The size and speed of the deterioration was perhaps the most surprising aspect of this case. Various press reports suggest that the banks were largely relegated to spectators until very late in the day because the group had seemingly not breached the covenants of its revolving bank facility, notwithstanding the significant deterioration announced in July 2017.
The 2015 audited accounts refer to the extension of the maturity of their main £790m revolving bank facility from March 2018 to November 2020 ‘on more advantageous terms, reflecting the strength of our position and reputation in the bank debt markets’. At that time, the group’s market position appeared robust and they were regularly winning high profile government contracts and the financial position also appeared relatively benign.

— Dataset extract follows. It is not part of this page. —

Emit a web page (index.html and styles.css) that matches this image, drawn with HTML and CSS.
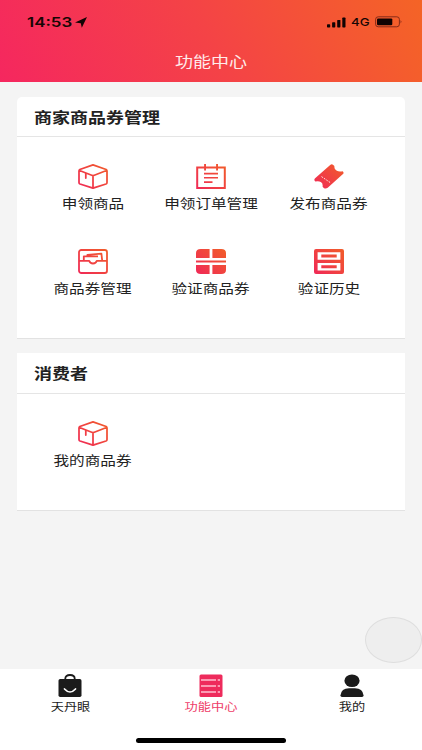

The issue then is not necessarily whether the lending decision itself was sound but the extent to which the facility terms provided the safeguards to allow the banks to control the situation and support the business in the event that there was a material deterioration in trading and cash flow performance during the 5-year term of the facility. The outcome suggests that the covenants were not sufficiently robust to kick in early enough to save the business. The dilemma for banks in negotiating term facilities is striking the right balance between the commercial market terms that have trended towards ‘cov-lite’ facilities and the underlying risk profile of the borrower. In the final analysis this comes down to a matter of judgement and the question that the banks may now be reflecting on is whether the pendulum has moved too far in favour of the client.